= New Jersey School of Conservation =

The New Jersey School of Conservation (NJSOC) is an Environmental Education center located in Stokes State Forest in Sussex County, New Jersey. It is currently under the management of the Friends of the New Jersey School of Conservation, through an agreement with the New Jersey Department of Environmental Protection. The NJSOC was founded in 1949, and occupies facilities in Stokes State Forest built by the Civilian Conservation Corps in the 1930s.

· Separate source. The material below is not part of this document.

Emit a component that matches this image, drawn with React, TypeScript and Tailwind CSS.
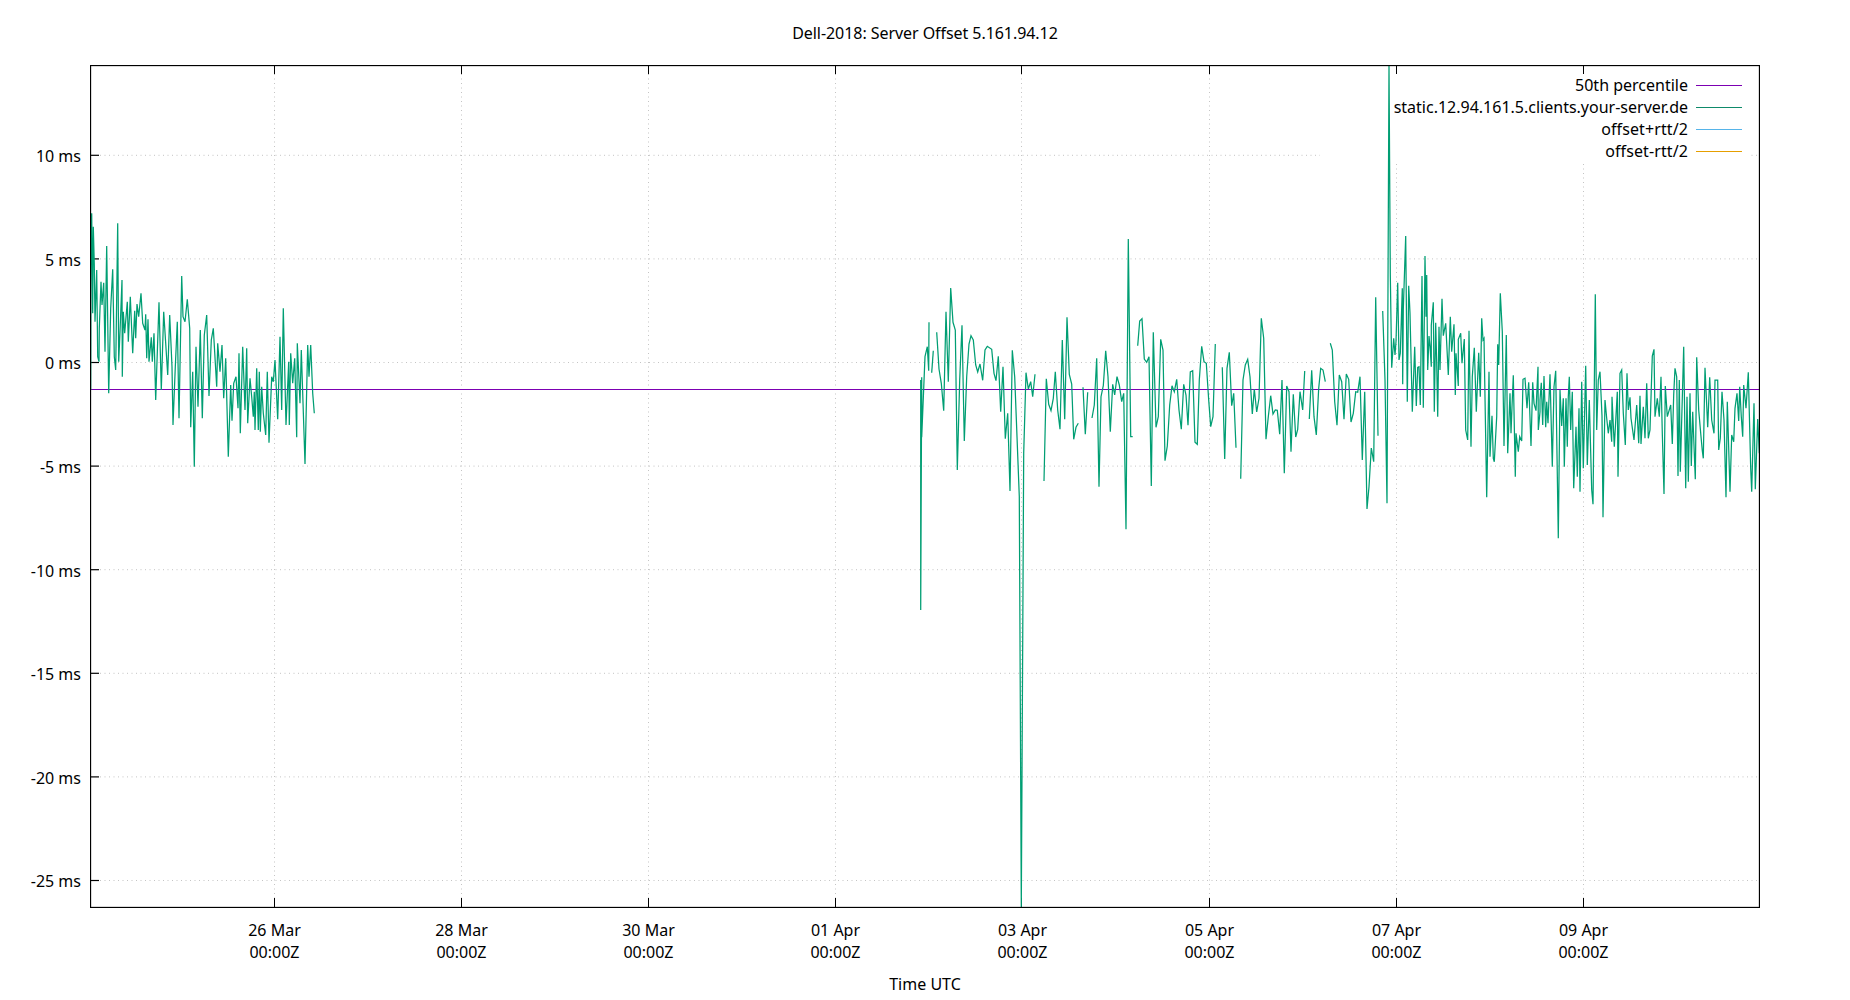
const GREEN = "#009e73";

// Traced from the plot, as zoom-crop coordinates (3x) per crop origin.
const crop = (x0: number, y0: number, pts: number[]) => {
  const out: string[] = [];
  for (let i = 0; i < pts.length; i += 2) {
    out.push(`${(x0 + pts[i] / 3).toFixed(1)},${(y0 + pts[i + 1] / 3).toFixed(1)}`);
  }
  return out.join(" ");
};

const SEGMENTS = [
  crop(0, 0, [
    272, 1170, 273, 720, 275, 640, 278, 940, 280, 680, 283, 795, 285, 965, 290, 810, 293, 1070, 297, 1085, 298, 985, 303, 845, 306, 915, 311, 848, 315, 1055, 320, 738, 326, 1180, 332, 925, 338, 808, 343, 1070, 347, 1110, 353, 670, 356, 1085, 360, 995, 366, 840, 367, 1130, 370, 935, 374, 1000, 382, 905, 385, 1025, 391, 890, 398, 1060, 404, 932, 407, 1015, 411, 912, 416, 950, 423, 880, 428, 970, 435, 990, 437, 943, 440, 1075, 444, 958, 447, 1085, 454, 1012, 457, 1085, 462, 1000, 467, 1200, 477, 907, 484, 1170, 491, 935, 497, 1030, 503, 1125, 509, 945, 516, 1100, 519, 1275, 526, 1100, 532, 965, 537, 1255, 545, 828, 549, 950, 555, 965, 562, 898, 569, 985, 572, 1282, 578, 1115, 583, 1400, 588, 1040, 594, 1220, 601, 990, 607, 1255, 613, 1005, 620, 945, 627, 1188, 634, 1020, 640, 985, 650, 1160, 653, 1030, 660, 1115, 666, 1035, 671, 1195, 677, 1075, 685, 1370, 692, 1155, 696, 1262, 701, 1150, 708, 1130, 714, 1225, 717, 1060, 721, 1300, 728, 1040, 735, 1230, 740, 1045, 743, 1270, 750, 1135, 755, 1190, 760, 1250, 763, 1175, 765, 1290, 770, 1105, 775, 1290, 778, 1115, 781, 1295, 785, 1160, 790, 1240, 797, 1305, 802, 1115, 807, 1328, 815, 1130, 820, 1145, 825, 1080, 833, 1258, 840, 1010, 845, 1230, 850, 925, 858, 1275, 866, 1085, 868, 1275, 872, 1060, 878, 1150, 884, 1075, 890, 1312, 892, 1030, 900, 1210, 904, 1050, 915, 1392, 923, 1035, 927, 1130, 932, 1035, 938, 1180, 943, 1240,
  ]),
  crop(900, 220, [
    62, 480, 62, 1170, 65, 472, 65, 652, 75, 410, 82, 380, 86, 452, 87, 307,
  ]),
  crop(900, 220, [95, 458, 100, 392]),
  crop(900, 220, [
    110, 337, 117, 447, 124, 490, 131, 572, 138, 275, 145, 485, 152, 204, 159, 307, 166, 330, 172, 750, 179, 480, 186, 316, 193, 663, 200, 470, 207, 372, 213, 347, 220, 360, 227, 435, 233, 456, 240, 432, 248, 481, 255, 390, 262, 379, 275, 388, 282, 460, 288, 482, 295, 409, 302, 575, 309, 440, 316, 656, 323, 580, 330, 813, 337, 391, 344, 470, 358, 830, 364, 2061, 371, 700, 378, 458, 385, 507, 392, 485, 398, 530, 405, 463,
  ]),
  crop(900, 220, [
    432, 783, 439, 476, 446, 553, 453, 572, 460, 535, 466, 455, 473, 570, 480, 628, 487, 360, 494, 598, 501, 292, 508, 463, 515, 492, 521, 658, 528, 622, 535, 610,
  ]),
  crop(900, 220, [549, 502, 556, 643, 563, 517]),
  crop(900, 220, [
    576, 594, 583, 555, 590, 415, 597, 800, 603, 530, 610, 497, 617, 392, 624, 470, 631, 635, 638, 493, 644, 525, 651, 470, 658, 495, 665, 545, 671, 520, 678, 928, 685, 57, 692, 650, 698, 650,
  ]),
  crop(900, 220, [
    713, 377, 719, 303, 726, 296, 733, 417, 740, 427, 747, 410, 754, 798, 760, 337, 768, 622, 775, 590, 782, 358, 789, 390, 795, 722, 802, 678, 809, 555, 816, 497, 823, 515, 830, 478, 837, 570, 844, 628, 851, 493, 858, 525, 864, 616, 871, 456, 878, 452, 885, 667, 892, 673, 898, 480, 905, 379, 912, 425, 919, 430, 926, 540, 932, 620, 939, 590, 946, 372,
  ]),
  crop(1220, 220, [
    7, 442, 14, 717, 21, 445, 28, 397, 35, 557, 41, 520, 48, 683,
  ]),
  crop(1220, 220, [
    62, 776, 69, 480, 76, 435, 83, 418, 90, 470, 97, 582, 103, 507, 110, 576, 117, 535, 124, 295, 131, 355, 138, 658, 145, 590, 152, 527, 159, 582, 166, 570, 172, 571, 179, 643, 186, 480, 193, 760, 200, 498, 207, 515, 213, 695, 220, 523, 227, 651, 233, 628, 240, 515, 248, 570, 254, 453,
  ]),
  crop(1220, 220, [
    268, 597, 275, 451, 282, 590, 289, 645, 296, 505, 302, 445, 309, 450, 316, 485,
  ]),
  crop(1220, 220, [
    331, 370, 337, 390, 344, 545, 351, 616, 358, 465, 365, 485, 372, 598, 379, 462, 386, 478, 393, 606, 400, 580, 407, 515, 413, 517, 420, 470, 427, 720, 434, 515, 441, 867, 447, 800, 454, 684, 461, 725, 467, 232, 474, 647,
  ]),
  crop(1220, 220, [
    488, 273, 495, 480, 501, 850, 507, -465, 511, 163, 515, 443, 521, 355, 525, 405, 528, 365, 533, 188, 537, 420, 541, 400, 547, 205, 548, 493, 550, 268, 557, 48, 562, 545, 566, 197, 570, 280, 577, 575, 584, 380, 589, 558, 593, 442, 597, 440, 601, 555, 606, 168, 610, 563, 615, 108, 618, 290, 620, 165, 623, 450, 627, 348, 630, 378, 634, 440, 634, 316, 640, 247, 643, 575, 647, 308, 650, 430, 653, 590, 657, 320, 660, 450, 666, 236, 670, 347, 677, 310, 685, 465, 691, 290, 695, 395, 702, 313, 706, 525, 708, 400, 715, 498, 715, 358, 722, 340, 726, 430, 733, 357, 737, 630, 743, 660, 747, 332, 753, 680, 757, 470, 763, 383, 769, 575, 776, 398, 781, 530, 785, 295, 789, 360, 792, 355, 800, 832, 807, 455, 810, 710, 816, 587, 820, 715, 823, 725, 830, 590, 833, 373, 836, 435, 841, 220, 847, 335, 852, 678, 859, 345, 863, 700, 870, 520, 873, 640, 876, 560, 880, 466, 886, 770, 888, 640, 895, 695, 899, 650, 905, 663, 909, 478, 915, 475, 921, 565, 926, 487, 933, 678, 938, 487, 942, 550, 948, 572, 954, 440, 955, 630, 960, 575,
  ]) +
    " " +
    crop(1540, 220, [
      0, 540, 4, 488, 8, 615, 12, 468, 17, 622, 20, 545, 24, 610, 30, 463, 37, 740, 42, 500, 47, 452, 55, 955, 60, 510, 65, 618, 70, 535, 73, 740, 78, 535, 82, 680, 85, 530, 88, 470, 92, 630, 97, 515, 101, 805, 108, 620, 112, 770, 117, 565, 120, 815, 125, 485, 130, 745, 137, 437, 142, 735, 148, 540, 155, 810, 159, 853, 166, 223, 170, 630, 175, 480, 180, 455, 186, 588, 189, 892, 195, 540, 200, 595, 205, 640, 210, 600, 215, 665, 216, 530, 223, 680, 232, 515, 234, 770, 240, 460, 245, 450, 250, 580, 256, 675, 261, 460, 265, 570, 270, 532, 273, 595, 282, 660, 290, 555, 296, 670, 300, 527, 303, 672, 310, 560, 315, 655, 320, 490, 325, 655, 330, 630, 337, 408, 342, 388, 345, 590, 352, 535, 358, 590, 363, 470, 367, 640, 372, 822, 376, 498, 382, 590, 392, 555, 397, 672, 401, 525, 405, 445, 410, 470, 414, 768, 418, 480, 421, 755, 431, 380, 437, 805, 441, 530, 445, 785, 450, 520, 454, 738, 458, 575, 466, 778, 470, 412, 476, 570, 482, 640, 487, 692, 490, 715, 495, 443, 503, 622, 509, 472, 515, 600, 522, 640, 525, 480, 533, 480, 536, 690, 541, 655, 546, 515, 552, 600, 558, 832, 562, 545, 570, 815, 575, 645, 581, 665, 585, 565, 591, 520, 596, 603, 599, 500, 604, 590, 608, 650, 611, 495, 618, 565, 625, 457, 632, 745, 635, 815, 642, 550, 646, 808, 653, 597, 658, 700,
    ]),
];

const Y_TICKS = [155.3, 258.9, 362.5, 466.1, 569.7, 673.3, 776.9, 880.5];
const Y_LABELS = ["10 ms", "5 ms", "0 ms", "-5 ms", "-10 ms", "-15 ms", "-20 ms", "-25 ms"];
const X_TICKS = [274.5, 461.5, 648.5, 835.5, 1021.5, 1209.5, 1396.5, 1583.5];
const X_LABELS = ["26 Mar", "28 Mar", "30 Mar", "01 Apr", "03 Apr", "05 Apr", "07 Apr", "09 Apr"];

const LEGEND = [
  { label: "50th percentile", sample: "bg-[#7c00b2]", text: "" },
  { label: "static.12.94.161.5.clients.your-server.de", sample: "bg-[#0e8a6a]", text: "" },
  { label: "offset+rtt/2", sample: "bg-[#56b4e9]", text: "tracking-[0.1px]" },
  { label: "offset-rtt/2", sample: "bg-[#e69f00]", text: "tracking-[0.1px]" },
];

function Plot() {
  return (
    <svg viewBox="90 65 1670 843" className="block h-[843px] w-[1670px]">
      {Y_TICKS.map((y) => (
        <line key={y} x1="100" x2="1758" y1={y} y2={y} stroke="#c4c4c4" strokeDasharray="1 3.5" />
      ))}
      {X_TICKS.map((x) => (
        <line key={x} x1={x} x2={x} y1="74" y2="898" stroke="#c4c4c4" strokeDasharray="1 3.5" />
      ))}
      {/* key box hides the grid only, data still runs over it */}
      <rect x="1320" y="74" width="430" height="89" fill="#fff" />
      {Y_TICKS.map((y) => (
        <line key={y} x1="90" x2="99" y1={y} y2={y} stroke="#000" strokeWidth="1.2" />
      ))}
      {X_TICKS.map((x) => (
        <g key={x}>
          <line x1={x} x2={x} y1="65" y2="74" stroke="#000" />
          <line x1={x} x2={x} y1="898" y2="907" stroke="#000" />
        </g>
      ))}
      <line x1="90" x2="1760" y1="389.5" y2="389.5" stroke="#7c00b2" shapeRendering="crispEdges" />
      {SEGMENTS.map((points, i) => (
        <polyline key={i} points={points} fill="none" stroke={GREEN} strokeWidth="1.25" />
      ))}
      <rect x="90.5" y="65.5" width="1669" height="842" fill="none" stroke="#000" strokeWidth="1.3" />
    </svg>
  );
}

function Legend() {
  return (
    <div className="absolute top-[9px] right-[18px] flex flex-col items-end">
      {LEGEND.map((row) => (
        <div key={row.label} className="flex h-[22px] items-center">
          <span className={`whitespace-nowrap ${row.text}`}>{row.label}</span>
          <span className={`ml-[8px] h-px w-[46px] ${row.sample}`} />
        </div>
      ))}
    </div>
  );
}

export default function App() {
  return (
    <div className="flex h-[1000px] w-[1850px] flex-col bg-white font-['Noto_Sans',sans-serif] text-[16px] leading-[22px] text-black">
      <div className="flex h-[65px] items-center justify-center tracking-[-0.06px]">
        Dell-2018: Server Offset 5.161.94.12
      </div>
      <div className="flex">
        <div className="flex h-[843px] w-[90px] flex-col pt-[39.5px]">
          {Y_LABELS.map((label) => (
            <div key={label} className="flex h-[103.6px] shrink-0 items-center justify-end pr-[9px]">
              {label}
            </div>
          ))}
        </div>
        <div className="relative">
          <Plot />
          <Legend />
        </div>
      </div>
      <div className="flex pt-[11px] pl-[181px]">
        {X_LABELS.map((label) => (
          <div key={label} className="w-[187px] text-center">
            {label}
            <br />
            00:00Z
          </div>
        ))}
      </div>
      <div className="mt-[10px] text-center">Time UTC</div>
    </div>
  );
}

The mission of the New Jersey School of Conservation is to develop in its program participants knowledge of how Earth systems operate and how human actions affect these systems. It is intended that this knowledge will cultivate the prolonged performance of environmentally responsible behaviors and the development of self-confidence to support the development of attitudes, beliefs, and values that will aid individuals and groups alike in the resolution of current environmental problems, the avoidance of future environmental problems, and the quest for sustainable development

The environmental SOC education programs have provide field experiences in the environmental sciences, humanities, outdoor pursuits, and the social sciences. In its early history NJSOC provided environmental education programs for nearly 9,000 elementary/secondary school students per year, and nearly 1,000 teachers from about 100 schools, and more recently to 4000 students per year.

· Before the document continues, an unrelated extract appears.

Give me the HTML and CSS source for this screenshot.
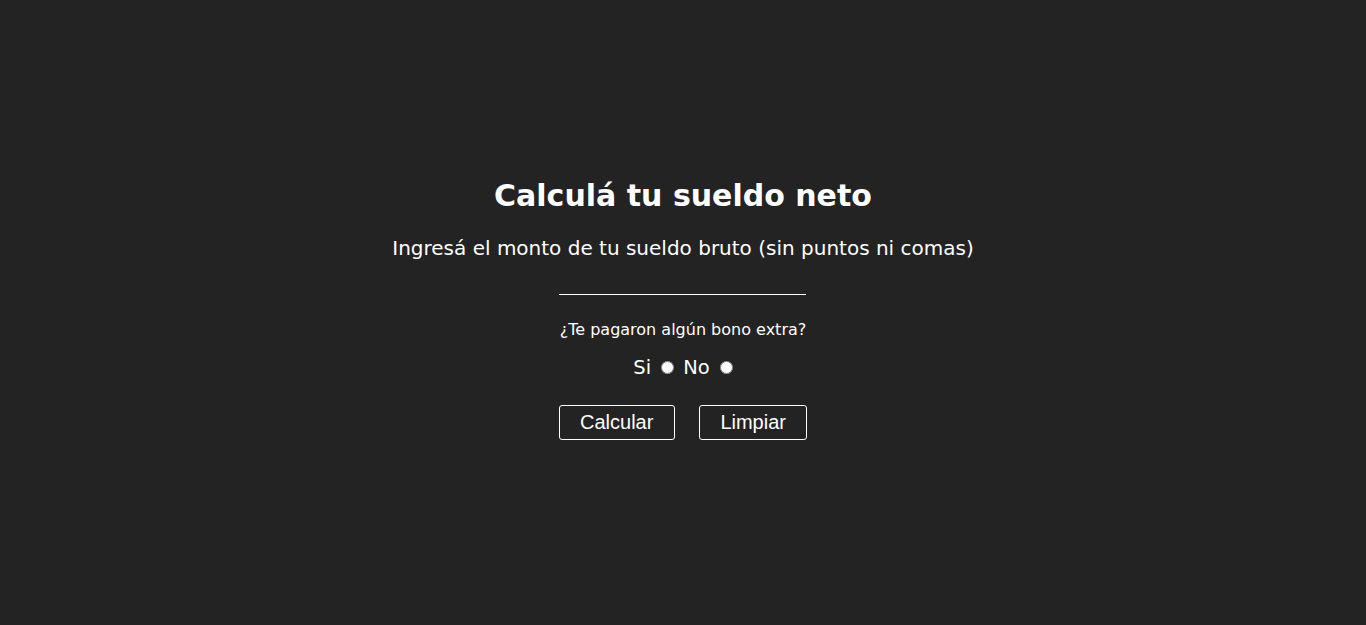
FILE: index.html
```html
<!DOCTYPE html>
<html lang="es">
<head>
<meta charset="utf-8">
<title>Calculá tu sueldo neto</title>
<link rel="stylesheet" href="styles.css">
</head>
<body>
<main class="calc">
  <h1 class="title">Calculá tu sueldo neto</h1>
  <p class="subtitle">Ingresá el monto de tu sueldo bruto (sin puntos ni comas)</p>
  <input class="amount" type="text">
  <p class="question">¿Te pagaron algún bono extra?</p>
  <div class="options">
    <label class="opt">Si <input type="radio" name="bono"></label>
    <label class="opt">No <input type="radio" name="bono"></label>
  </div>
  <div class="actions">
    <button class="btn btn-calc" type="button">Calcular</button>
    <button class="btn btn-clear" type="button">Limpiar</button>
  </div>
</main>
</body>
</html>
```
FILE: styles.css
```css
html, body {
  margin: 0;
  padding: 0;
  height: 100%;
}
body {
  background: #232323;
  color: #ffffff;
  font-family: "DejaVu Sans", "Open Sans", sans-serif;
  display: flex;
  align-items: center;
  justify-content: center;
}
.calc {
  display: flex;
  flex-direction: column;
  align-items: center;
  padding-bottom: 8px;
}
.title {
  font-size: 30px;
  font-weight: 700;
  margin: 0;
  line-height: 36px;
}
.subtitle {
  font-size: 20px;
  margin: 22px 0 0;
  line-height: 24px;
}
.amount {
  margin-top: 12px;
  width: 247px;
  height: 22px;
  padding: 0;
  background: transparent;
  border: none;
  border-bottom: 1px solid #ffffff;
  color: #ffffff;
  outline: none;
}
.question {
  font-size: 16px;
  margin: 25px 0 0;
  line-height: 20px;
}
.options {
  margin-top: 16px;
  display: flex;
  gap: 9px;
  font-size: 19.5px;
  line-height: 24px;
}
.opt {
  display: flex;
  align-items: center;
  gap: 10px;
}
.opt input {
  margin: 0;
  width: 13px;
  height: 13px;
}
.actions {
  margin-top: 25px;
  display: flex;
  gap: 24px;
}
.btn {
  font-family: "Liberation Sans", Arial, sans-serif;
  font-size: 20px;
  color: #ffffff;
  background: transparent;
  border: 1px solid #ffffff;
  border-radius: 3px;
  height: 35px;
  padding: 0 20.5px;
}
```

On May 14, 2020, Montclair State University announced it would close the NJSOC as a result of the financial impact of the COVID-19 pandemic, and lack of State appropriations for NJSOC's operating or capital expenses, which ceased after 2010. The School temporarily closed on June 30, 2020. As of September 1, 2020, management of the land and buildings returned to the New Jersey Department of Environmental Protection. In May, 2021 the Friends of the New Jersey School of Conservation reopened the NJSOC for events.